The National Portrait Gallery has purchased an 1846 daguerreotype of Dolley Madison.
Three years before her death in 1849 at age 81, Dolley Madison posed for photographer John Plumbe Jr. at his studio in Washington, D.C. The former first lady wears a crocheted shawl and one of her famous turbans, carefully arranged to cover most of her dark curls.
A surviving daguerreotype from this 1846 sitting recently resurfaced and has been identified as the earliest known photograph of an American first lady. The portrait went up for auction last week at Sotheby’s, where it fetched more than six times its estimated value of $50,000 to $70,000.
The Smithsonian’s National Portrait Gallery paid $456,000 for the daguerreotype, which will now be placed in the museum’s permanent collection alongside the earliest known photograph of a United States president: an 1843 portrait of John Quincy Adams, acquired at auction for $360,500 in 2017.

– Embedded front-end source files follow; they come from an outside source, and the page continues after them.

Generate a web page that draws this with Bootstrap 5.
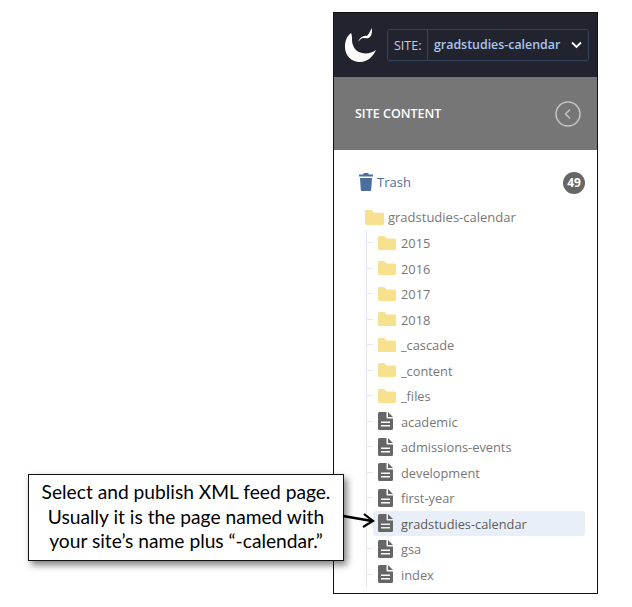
<!DOCTYPE html>
<html lang="en">
<head>
  <meta charset="UTF-8">
  <meta name="viewport" content="width=device-width, initial-scale=1">
  <title>Site content</title>
  <link href="https://cdn.jsdelivr.net/npm/bootstrap@5.3.0/dist/css/bootstrap.min.css" rel="stylesheet">
  <style>
    body {
      background: #fff;
      font-family: "Open Sans", sans-serif;
      font-size: 13px;
      color: #777;
      width: 632px;
      height: 607px;
      overflow: hidden;
      position: relative;
    }
    .side-panel {
      width: 265px;
      height: 582px;
      margin: 12px 0 0 333px;
      border: 1px solid #111;
      overflow: hidden;
    }
    .top-bar {
      height: 64px;
      background: #21242f;
      padding-left: 11px;
    }
    .site-picker {
      width: 202px;
      height: 32px;
      margin-left: 10px;
      border: 1px solid #35435c;
      border-radius: 3px;
      color: #c9ced6;
    }
    .site-label {
      padding: 1px 5px 0 6px;
      border-right: 1px solid #35435c;
      font-size: 12.5px;
      line-height: 29px;
      width: 40px;
    }
    .site-name {
      padding: 1px 0 0 6px;
      color: #a9c6ee;
      font-weight: 600;
      font-size: 12.4px;
      flex-grow: 1;
    }
    .chevron-ico {
      margin-right: 6px;
    }
    .content-head {
      height: 73px;
      background: #767676;
      padding: 1px 16px 0 21px;
      color: #fff;
      font-weight: 600;
      font-size: 12.5px;
    }
    .tree-area {
      padding: 19px 12px 0 25px;
    }
    .trash-row {
      height: 26px;
      color: #4f7099;
    }
    .trash-name {
      margin-left: 4px;
      padding-top: 2px;
    }
    .trash-count {
      width: 22px;
      height: 22px;
      border-radius: 50%;
      background: #666;
      color: #fff;
      font-weight: 700;
      font-size: 12px;
      margin-left: auto;
      margin-top: 2px;
    }
    .root-row {
      height: 26px;
      margin-top: 9px;
      margin-left: 6px;
      gap: 4px;
    }
    .root-row span {
      padding-top: 2px;
    }
    .tree-list {
      list-style: none;
      margin: 0 0 0 7px;
      padding: 0;
      border-left: 1px solid #e4e8ee;
      font-size: 12.8px;
    }
    .tree-list li {
      height: 25.5px;
      margin-left: 6px;
      padding-left: 5px;
      gap: 5px;
      border-radius: 3px;
      position: relative;
    }
    .tree-list li span {
      padding-top: 2px;
    }
    .tree-list li::before {
      content: "";
      position: absolute;
      left: -6px;
      top: 12px;
      width: 6px;
      border-top: 1px solid #e4e8ee;
    }
    .tree-list li.is-selected {
      background: #e8eff8;
      color: #5c5c5c;
      font-weight: 500;
    }
    .ico-slot {
      width: 18px;
      flex-shrink: 0;
    }
    .note-box {
      position: absolute;
      left: 28px;
      top: 474px;
      width: 316px;
      height: 87px;
      background: #fff;
      border: 1px solid #111;
      box-shadow: 3px 4px 7px rgba(0, 0, 0, .5);
      font-family: "Lato", sans-serif;
      font-size: 19.2px;
      line-height: 24.5px;
      color: #000;
      text-align: center;
      padding-top: 5px;
    }
    .note-arrow {
      position: absolute;
      left: 342px;
      top: 511px;
    }
  </style>
</head>
<body>
  <div class="side-panel">
    <div class="top-bar d-flex align-items-center">
      <svg width="32" height="36" viewBox="0 -1 32 36">
        <path d="M6 5C1 9 0 14 0 19c0 9 7 15 15 15 7 0 13-5 16-12-4 3-9 4-14 3C10 24 7 17 7 12c0-3 0-5-1-7z" fill="#fff"/>
        <path d="M13 14c2-5 6-7 9-6 2-2 3-5 5-8 0 4 0 7-2 9-2 2-4 1-6 1-3 0-4 2-6 4z" fill="#fff"/>
      </svg>
      <div class="site-picker d-flex align-items-center">
        <span class="site-label">SITE:</span>
        <span class="site-name">gradstudies-calendar</span>
        <svg class="chevron-ico" width="11" height="8" viewBox="0 0 11 8"><path d="M1 1.500l4.500 4.500L10 1.500" fill="none" stroke="#fff" stroke-width="1.800"/></svg>
      </div>
    </div>
    <div class="content-head d-flex align-items-center justify-content-between">
      <span>SITE CONTENT</span>
      <svg width="26" height="26" viewBox="0 0 26 26">
        <circle cx="13" cy="13" r="12" fill="none" stroke="#c4c4c4" stroke-width="1.500"/>
        <path d="M15 8.500L10.500 13l4.500 4.500" fill="none" stroke="#c4c4c4" stroke-width="1.500"/>
      </svg>
    </div>
    <div class="tree-area">
      <div class="trash-row d-flex align-items-center">
        <svg width="14" height="18" viewBox="0 0 14 18">
          <path d="M5 0h4l1 1.500h4V3.500H0V1.500h4zM1 5h12l-.8 12a1 1 0 0 1-1 1H2.800a1 1 0 0 1-1-1z" fill="#4a6f9f"/>
        </svg>
        <span class="trash-name">Trash</span>
        <span class="trash-count d-flex align-items-center justify-content-center">49</span>
      </div>
      <div class="root-row d-flex align-items-center">
        <svg class="flex-shrink-0" width="19" height="15" viewBox="0 0 18 14"><use href="#folder"/></svg>
        <span>gradstudies-calendar</span>
      </div>
      <ul class="tree-list" id="tree"></ul>
    </div>
  </div>

  <div class="note-box">
    Select and publish XML feed page.<br>
    Usually it is the page named with<br>
    your site’s name plus “-calendar.”
  </div>
  <svg class="note-arrow" width="34" height="18" viewBox="0 0 34 18">
    <path d="M1 5l29 5" stroke="#000" stroke-width="2.500" fill="none"/>
    <path d="M22 3l9 7-10 6" stroke="#000" stroke-width="2.200" fill="none"/>
  </svg>

  <svg width="0" height="0" class="position-absolute">
    <defs>
      <path id="folder" d="M1.500 0h5l2 2.500h8A1.500 1.500 0 0 1 18 4v8.500a1.500 1.500 0 0 1-1.500 1.500h-15A1.500 1.500 0 0 1 0 12.500v-11A1.500 1.500 0 0 1 1.500 0z" fill="#f7e08e"/>
      <path id="page" d="M1.500 0H8.500v5.500a1 1 0 0 0 1 1H15v10a1.500 1.500 0 0 1-1.500 1.500h-12A1.500 1.500 0 0 1 0 16.500v-15A1.500 1.500 0 0 1 1.500 0zM10 0L15 5h-5zM3 9.500v1.500h9V9.500zm0 3.500v1.500h9V13z" fill="#666" fill-rule="evenodd"/>
    </defs>
  </svg>

  <script>
    const items = [
      ['2015', 'folder'], ['2016', 'folder'], ['2017', 'folder'], ['2018', 'folder'],
      ['_cascade', 'folder'], ['_content', 'folder'], ['_files', 'folder'],
      ['academic', 'page'], ['admissions-events', 'page'], ['development', 'page'],
      ['first-year', 'page'], ['gradstudies-calendar', 'page'], ['gsa', 'page'], ['index', 'page']
    ];
    const tree = document.getElementById('tree');
    items.forEach(function (item) {
      const li = document.createElement('li');
      li.className = 'd-flex align-items-center';
      if (item[0] === 'gradstudies-calendar') li.classList.add('is-selected');
      const svg = item[1] === 'folder'
        ? '<svg class="ico-slot" height="14" viewBox="0 0 18 14"><use href="#folder"/></svg>'
        : '<svg class="ico-slot" height="18" viewBox="0 0 18 18"><use href="#page"/></svg>';
      li.innerHTML = svg + '<span>' + item[0] + '</span>';
      tree.appendChild(li);
    });
  </script>
  <script src="https://cdn.jsdelivr.net/npm/bootstrap@5.3.0/dist/js/bootstrap.bundle.min.js"></script>
</body>
</html>
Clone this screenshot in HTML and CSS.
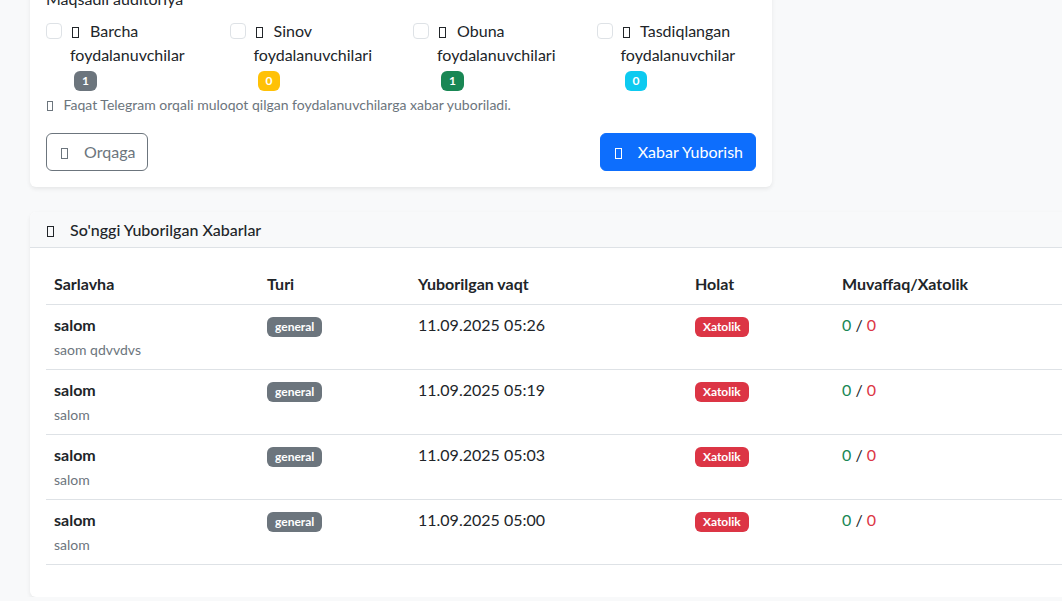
FILE: index.html
```html
<!DOCTYPE html>
<html lang="uz">
<head>
<meta charset="utf-8">
<title>Xabar yuborish</title>
<link rel="stylesheet" href="styles.css">
</head>
<body>
<div class="page">
  <div class="card card-form">
    <div class="card-body">
      <div class="form-label">Maqsadli auditoriya</div>
      <div class="audience">
        <div class="form-check">
          <span class="check"></span>
          <label><span class="ico"></span> Barcha foydalanuvchilar <span class="badge bg-secondary">1</span></label>
        </div>
        <div class="form-check">
          <span class="check"></span>
          <label><span class="ico"></span> Sinov foydalanuvchilari <span class="badge bg-warning">0</span></label>
        </div>
        <div class="form-check">
          <span class="check"></span>
          <label><span class="ico"></span> Obuna foydalanuvchilari <span class="badge bg-success">1</span></label>
        </div>
        <div class="form-check">
          <span class="check"></span>
          <label><span class="ico"></span> Tasdiqlangan foydalanuvchilar <span class="badge bg-info">0</span></label>
        </div>
      </div>
      <div class="form-text"><span class="ico ico-sm"></span> Faqat Telegram orqali muloqot qilgan foydalanuvchilarga xabar yuboriladi.</div>
      <div class="actions">
        <button class="btn btn-outline"><span class="ico ico-btn"></span> Orqaga</button>
        <button class="btn btn-primary"><span class="ico ico-btn"></span> Xabar Yuborish</button>
      </div>
    </div>
  </div>

  <div class="card card-list">
    <div class="card-header"><span class="ico ico-head"></span> So'nggi Yuborilgan Xabarlar</div>
    <div class="card-body">
      <table class="table">
        <thead>
          <tr>
            <th class="c1">Sarlavha</th>
            <th class="c2">Turi</th>
            <th class="c3">Yuborilgan vaqt</th>
            <th class="c4">Holat</th>
            <th class="c5">Muvaffaq/Xatolik</th>
          </tr>
        </thead>
        <tbody>
          <tr>
            <td><strong>salom</strong><br><small class="muted">saom qdvvdvs</small></td>
            <td><span class="badge bg-secondary">general</span></td>
            <td>11.09.2025 05:26</td>
            <td><span class="badge bg-danger">Xatolik</span></td>
            <td><span class="ok">0</span> / <span class="fail">0</span></td>
          </tr>
          <tr>
            <td><strong>salom</strong><br><small class="muted">salom</small></td>
            <td><span class="badge bg-secondary">general</span></td>
            <td>11.09.2025 05:19</td>
            <td><span class="badge bg-danger">Xatolik</span></td>
            <td><span class="ok">0</span> / <span class="fail">0</span></td>
          </tr>
          <tr>
            <td><strong>salom</strong><br><small class="muted">salom</small></td>
            <td><span class="badge bg-secondary">general</span></td>
            <td>11.09.2025 05:03</td>
            <td><span class="badge bg-danger">Xatolik</span></td>
            <td><span class="ok">0</span> / <span class="fail">0</span></td>
          </tr>
          <tr>
            <td><strong>salom</strong><br><small class="muted">salom</small></td>
            <td><span class="badge bg-secondary">general</span></td>
            <td>11.09.2025 05:00</td>
            <td><span class="badge bg-danger">Xatolik</span></td>
            <td><span class="ok">0</span> / <span class="fail">0</span></td>
          </tr>
        </tbody>
      </table>
    </div>
  </div>
</div>
</body>
</html>
```

FILE: styles.css
```css
html, body {
  margin: 0;
  padding: 0;
  overflow: hidden;
}
body {
  background: #f8f9fa;
  font-family: Lato, "Noto Sans", sans-serif;
  font-size: 16px;
  line-height: 1.5;
  color: #212529;
}
.page {
  margin-top: -29px;
  padding-left: 30px;
  width: 1125px;
}
.card {
  background: #fff;
  border-radius: 6px;
  box-shadow: 0 2px 4px rgba(0, 0, 0, 0.075);
  overflow: hidden;
}
.card-form {
  width: 742px;
  margin-bottom: 25px;
}
.card-list {
  width: 1125px;
}
.card-body {
  padding: 16px;
}
.form-label {
  margin-bottom: 8px;
}
.audience {
  display: grid;
  grid-template-columns: repeat(4, 1fr);
  column-gap: 24px;
}
.form-check {
  position: relative;
  padding-left: 24px;
  min-height: 24px;
}
.check {
  position: absolute;
  left: 0;
  top: 4px;
  width: 16px;
  height: 16px;
  box-sizing: border-box;
  border: 1px solid #dee2e6;
  border-radius: 4px;
  background: #fff;
}
.ico {
  display: inline-block;
  width: 7px;
  height: 11px;
  box-sizing: border-box;
  border: 1px solid currentColor;
  margin: 0 7px 0 2px;
  vertical-align: -1px;
}
.ico-sm {
  width: 6px;
  height: 10px;
  margin-left: 1px;
}
.ico-btn {
  margin: 0 12px 0 2px;
}
.ico-head {
  margin: 0 12px 0 1px;
}
.badge {
  display: inline-block;
  padding: 4px 8px;
  font-size: 12px;
  font-weight: 700;
  line-height: 1;
  color: #fff;
  border-radius: 6px;
  vertical-align: baseline;
  margin-left: 4px;
}
td .badge {
  margin-left: 0;
}
.bg-secondary { background: #6c757d; }
.bg-warning { background: #ffc107; }
.bg-success { background: #198754; }
.bg-info { background: #0dcaf0; }
.bg-danger { background: #dc3545; }
.form-text {
  margin-top: 3px;
  font-size: 14px;
  color: #6c757d;
}
.actions {
  display: flex;
  justify-content: space-between;
  margin-top: 18px;
}
.btn {
  font-family: inherit;
  font-size: 16px;
  line-height: 24px;
  padding: 6px 12px;
  border-radius: 6px;
  border: 1px solid transparent;
  background: none;
}
.btn-outline {
  color: #6c757d;
  border-color: #6c757d;
}
.btn-primary {
  color: #fff;
  background: #0d6efd;
  border-color: #0d6efd;
}
.card-header {
  padding: 8px 16px;
  font-size: 16px;
  line-height: 1.2;
  font-weight: 500;
  background: #f8f9fa;
  border-bottom: 1px solid #dee2e6;
}
.table {
  width: 100%;
  border-collapse: collapse;
  margin-bottom: 16px;
}
.table th, .table td {
  text-align: left;
  vertical-align: top;
  padding: 8px;
  border-bottom: 1px solid #dee2e6;
}
.table th {
  font-weight: 700;
}
.c1 { width: 197px; }
.c2 { width: 135px; }
.c3 { width: 261px; }
.c4 { width: 131px; }
.muted {
  font-size: 14px;
  color: #6c757d;
}
.ok { color: #198754; }
.fail { color: #dc3545; }
```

Dolley served as first lady from 1809 to 1817. The wife of the U.S.’s fourth president, James Madison, Dolley “pretty much created” the role of first lady, “setting the bar upon which all [of her successors] have been judged,” the National Women’s History Museum notes online. She hosted politicians from across the political spectrum at the White House, encouraging the nation’s leaders to put their differences aside in social settings, and she established the first lady’s unofficial duty as hostess. When Dolley died in 1849, President Zachary Taylor eulogized her as “the first lady of the land for half a century.”